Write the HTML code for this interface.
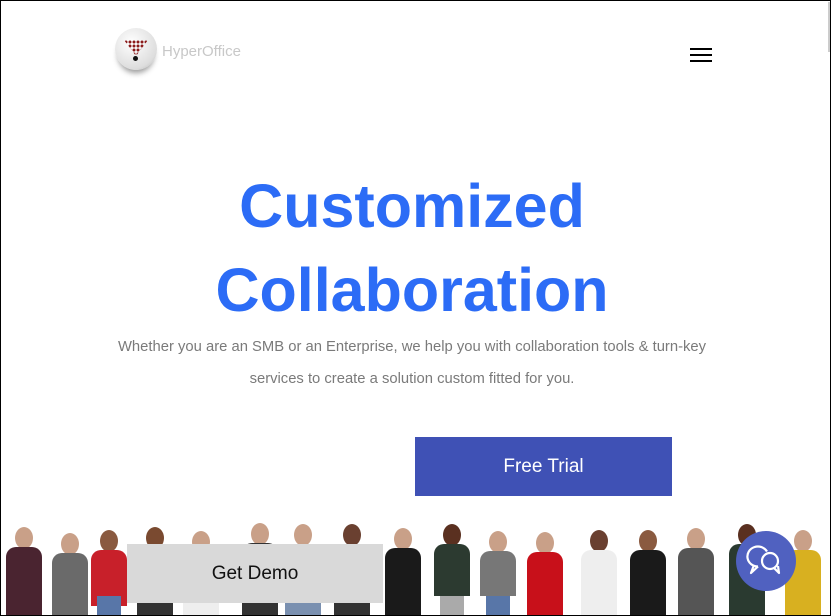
<!DOCTYPE html>
<html><head><style>
body{margin:0;width:831px;height:616px;overflow:hidden;background:#fff;font-family:"Liberation Sans",sans-serif;position:relative}
.frame{position:absolute;left:0;top:0;width:829px;height:614px;border:1px solid #000;pointer-events:none;z-index:10}
.a{position:absolute}
h1{position:absolute;left:0;width:824px;text-align:center;margin:0;color:#2c6cf6;font-size:61px;font-weight:bold;letter-spacing:0}
.sub{position:absolute;left:0;width:824px;text-align:center;color:#7a7a7a;font-size:14.8px;line-height:32px;top:331px}
.p{position:absolute}
.p .h{position:absolute;width:18px;height:22px;border-radius:50%;background:#c9a088;left:50%;margin-left:-9px}
.p .b{position:absolute;width:36px;left:50%;margin-left:-18px;border-radius:10px 10px 0 0}
.p .l{position:absolute;width:24px;left:50%;margin-left:-12px;height:20px;bottom:0;background:#5876a8}
</style></head><body>
<div class="frame"></div>
<div class="a" style="left:828px;top:2px;width:3px;height:50px;background:#ccc"></div>
<div class="a" style="left:115px;top:28px;width:42px;height:42px;border-radius:50%;background:radial-gradient(circle at 40% 35%,#fff,#ddd 70%,#aaa);box-shadow:0 6px 6px -3px #999"></div>
<div class="a" style="left:124px;top:40px;width:24px;height:16px;background:radial-gradient(#8b1a1a 1.3px,transparent 1.6px) 0 0/4px 4px;clip-path:polygon(0 0,100% 0,50% 100%)"></div>
<div class="a" style="left:133px;top:56px;width:5px;height:5px;border-radius:50%;background:#111"></div>
<div class="a" style="left:162px;top:43px;color:#c8c8c8;font-size:15px">HyperOffice</div>
<div class="a" style="left:690px;top:48px;width:22px;height:2px;background:#000;box-shadow:0 6px 0 #000,0 12px 0 #000"></div>
<h1 style="top:171px">Customized</h1>
<h1 style="top:255px">Collaboration</h1>
<div class="sub">Whether you are an SMB or an Enterprise, we help you with collaboration tools &amp; turn-key<br>services to create a solution custom fitted for you.</div>
<div class="a" style="left:415px;top:437px;width:257px;height:59px;background:#3f51b5;color:#fff;font-size:19px;line-height:59px;text-align:center;font-weight:500">Free Trial</div>

<div class="p" style="left:6px;top:527px;width:36px;height:89px"><div class="h"></div><div class="b" style="top:20px;height:69px;background:#4a2430"></div></div>
<div class="p" style="left:52px;top:533px;width:36px;height:83px"><div class="h"></div><div class="b" style="top:20px;height:63px;background:#6a6a6a"></div></div>
<div class="p" style="left:91px;top:530px;width:36px;height:86px"><div class="h" style="background:#8a5a40"></div><div class="b" style="top:20px;height:56px;background:#c8202a"></div><div class="l"></div></div>
<div class="p" style="left:137px;top:527px;width:36px;height:89px"><div class="h" style="background:#7a4a30"></div><div class="b" style="top:20px;height:69px;background:#333"></div></div>
<div class="p" style="left:183px;top:531px;width:36px;height:85px"><div class="h"></div><div class="b" style="top:20px;height:65px;background:#eee"></div></div>
<div class="p" style="left:242px;top:523px;width:36px;height:93px"><div class="h"></div><div class="b" style="top:20px;height:73px;background:#333"></div></div>
<div class="p" style="left:285px;top:524px;width:36px;height:92px"><div class="h"></div><div class="b" style="top:20px;height:72px;background:#7a90b0"></div></div>
<div class="p" style="left:334px;top:524px;width:36px;height:92px"><div class="h" style="background:#6a4030"></div><div class="b" style="top:20px;height:72px;background:#333"></div></div>
<div class="p" style="left:385px;top:528px;width:36px;height:88px"><div class="h"></div><div class="b" style="top:20px;height:68px;background:#1a1a1a"></div></div>
<div class="p" style="left:432px;top:524px;width:40px;height:92px"><div class="h" style="background:#5a3020"></div><div class="b" style="top:20px;height:52px;background:#2c3a30"></div><div class="l" style="background:#aaa"></div></div>
<div class="p" style="left:480px;top:531px;width:36px;height:85px"><div class="h"></div><div class="b" style="top:20px;height:45px;background:#777"></div><div class="l"></div></div>
<div class="p" style="left:527px;top:532px;width:36px;height:84px"><div class="h"></div><div class="b" style="top:20px;height:64px;background:#c8101a"></div></div>
<div class="p" style="left:581px;top:530px;width:36px;height:86px"><div class="h" style="background:#6a4030"></div><div class="b" style="top:20px;height:66px;background:#eee"></div></div>
<div class="p" style="left:630px;top:530px;width:36px;height:86px"><div class="h" style="background:#8a5a40"></div><div class="b" style="top:20px;height:66px;background:#1a1a1a"></div></div>
<div class="p" style="left:676px;top:528px;width:40px;height:88px"><div class="h"></div><div class="b" style="top:20px;height:68px;background:#555"></div></div>
<div class="p" style="left:729px;top:524px;width:36px;height:92px"><div class="h" style="background:#5a3020"></div><div class="b" style="top:20px;height:72px;background:#2a3a30"></div></div>
<div class="p" style="left:785px;top:530px;width:36px;height:86px"><div class="h"></div><div class="b" style="top:20px;height:66px;background:#d8b020"></div></div>

<div class="a" style="left:127px;top:544px;width:256px;height:59px;background:#d9d9d9;color:#111;font-size:19px;line-height:59px;text-align:center">Get Demo</div>
<div class="a" style="left:736px;top:531px;width:60px;height:60px;border-radius:50%;background:#5061c0">
<svg width="60" height="60" viewBox="0 0 60 60" fill="none" stroke="#fff" stroke-width="2.2" stroke-linejoin="round"><path d="M22 35.5A10.5 10 0 1 1 31 20.5"/><path d="M22 35.5L15 42l3-8"/><circle cx="34" cy="30" r="8"/><path d="M38 37l5 5-1-7"/></svg></div>
</body></html>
----
#### Problem statement
Using the data above, print every line exactly, omitting pictures.

#### Answer to the problem
Write the HTML code for this interface.
<!DOCTYPE html>
<html><head><style>
body{margin:0;width:831px;height:616px;overflow:hidden;background:#fff;font-family:"Liberation Sans",sans-serif;position:relative}
.frame{position:absolute;left:0;top:0;width:829px;height:614px;border:1px solid #000;pointer-events:none;z-index:10}
.a{position:absolute}
h1{position:absolute;left:0;width:824px;text-align:center;margin:0;color:#2c6cf6;font-size:61px;font-weight:bold;letter-spacing:0}
.sub{position:absolute;left:0;width:824px;text-align:center;color:#7a7a7a;font-size:14.8px;line-height:32px;top:331px}
.p{position:absolute}
.p .h{position:absolute;width:18px;height:22px;border-radius:50%;background:#c9a088;left:50%;margin-left:-9px}
.p .b{position:absolute;width:36px;left:50%;margin-left:-18px;border-radius:10px 10px 0 0}
.p .l{position:absolute;width:24px;left:50%;margin-left:-12px;height:20px;bottom:0;background:#5876a8}
</style></head><body>
<div class="frame"></div>
<div class="a" style="left:828px;top:2px;width:3px;height:50px;background:#ccc"></div>
<div class="a" style="left:115px;top:28px;width:42px;height:42px;border-radius:50%;background:radial-gradient(circle at 40% 35%,#fff,#ddd 70%,#aaa);box-shadow:0 6px 6px -3px #999"></div>
<div class="a" style="left:124px;top:40px;width:24px;height:16px;background:radial-gradient(#8b1a1a 1.3px,transparent 1.6px) 0 0/4px 4px;clip-path:polygon(0 0,100% 0,50% 100%)"></div>
<div class="a" style="left:133px;top:56px;width:5px;height:5px;border-radius:50%;background:#111"></div>
<div class="a" style="left:162px;top:43px;color:#c8c8c8;font-size:15px">HyperOffice</div>
<div class="a" style="left:690px;top:48px;width:22px;height:2px;background:#000;box-shadow:0 6px 0 #000,0 12px 0 #000"></div>
<h1 style="top:171px">Customized</h1>
<h1 style="top:255px">Collaboration</h1>
<div class="sub">Whether you are an SMB or an Enterprise, we help you with collaboration tools &amp; turn-key<br>services to create a solution custom fitted for you.</div>
<div class="a" style="left:415px;top:437px;width:257px;height:59px;background:#3f51b5;color:#fff;font-size:19px;line-height:59px;text-align:center;font-weight:500">Free Trial</div>

<div class="p" style="left:6px;top:527px;width:36px;height:89px"><div class="h"></div><div class="b" style="top:20px;height:69px;background:#4a2430"></div></div>
<div class="p" style="left:52px;top:533px;width:36px;height:83px"><div class="h"></div><div class="b" style="top:20px;height:63px;background:#6a6a6a"></div></div>
<div class="p" style="left:91px;top:530px;width:36px;height:86px"><div class="h" style="background:#8a5a40"></div><div class="b" style="top:20px;height:56px;background:#c8202a"></div><div class="l"></div></div>
<div class="p" style="left:137px;top:527px;width:36px;height:89px"><div class="h" style="background:#7a4a30"></div><div class="b" style="top:20px;height:69px;background:#333"></div></div>
<div class="p" style="left:183px;top:531px;width:36px;height:85px"><div class="h"></div><div class="b" style="top:20px;height:65px;background:#eee"></div></div>
<div class="p" style="left:242px;top:523px;width:36px;height:93px"><div class="h"></div><div class="b" style="top:20px;height:73px;background:#333"></div></div>
<div class="p" style="left:285px;top:524px;width:36px;height:92px"><div class="h"></div><div class="b" style="top:20px;height:72px;background:#7a90b0"></div></div>
<div class="p" style="left:334px;top:524px;width:36px;height:92px"><div class="h" style="background:#6a4030"></div><div class="b" style="top:20px;height:72px;background:#333"></div></div>
<div class="p" style="left:385px;top:528px;width:36px;height:88px"><div class="h"></div><div class="b" style="top:20px;height:68px;background:#1a1a1a"></div></div>
<div class="p" style="left:432px;top:524px;width:40px;height:92px"><div class="h" style="background:#5a3020"></div><div class="b" style="top:20px;height:52px;background:#2c3a30"></div><div class="l" style="background:#aaa"></div></div>
<div class="p" style="left:480px;top:531px;width:36px;height:85px"><div class="h"></div><div class="b" style="top:20px;height:45px;background:#777"></div><div class="l"></div></div>
<div class="p" style="left:527px;top:532px;width:36px;height:84px"><div class="h"></div><div class="b" style="top:20px;height:64px;background:#c8101a"></div></div>
<div class="p" style="left:581px;top:530px;width:36px;height:86px"><div class="h" style="background:#6a4030"></div><div class="b" style="top:20px;height:66px;background:#eee"></div></div>
<div class="p" style="left:630px;top:530px;width:36px;height:86px"><div class="h" style="background:#8a5a40"></div><div class="b" style="top:20px;height:66px;background:#1a1a1a"></div></div>
<div class="p" style="left:676px;top:528px;width:40px;height:88px"><div class="h"></div><div class="b" style="top:20px;height:68px;background:#555"></div></div>
<div class="p" style="left:729px;top:524px;width:36px;height:92px"><div class="h" style="background:#5a3020"></div><div class="b" style="top:20px;height:72px;background:#2a3a30"></div></div>
<div class="p" style="left:785px;top:530px;width:36px;height:86px"><div class="h"></div><div class="b" style="top:20px;height:66px;background:#d8b020"></div></div>

<div class="a" style="left:127px;top:544px;width:256px;height:59px;background:#d9d9d9;color:#111;font-size:19px;line-height:59px;text-align:center">Get Demo</div>
<div class="a" style="left:736px;top:531px;width:60px;height:60px;border-radius:50%;background:#5061c0">
<svg width="60" height="60" viewBox="0 0 60 60" fill="none" stroke="#fff" stroke-width="2.2" stroke-linejoin="round"><path d="M22 35.5A10.5 10 0 1 1 31 20.5"/><path d="M22 35.5L15 42l3-8"/><circle cx="34" cy="30" r="8"/><path d="M38 37l5 5-1-7"/></svg></div>
</body></html>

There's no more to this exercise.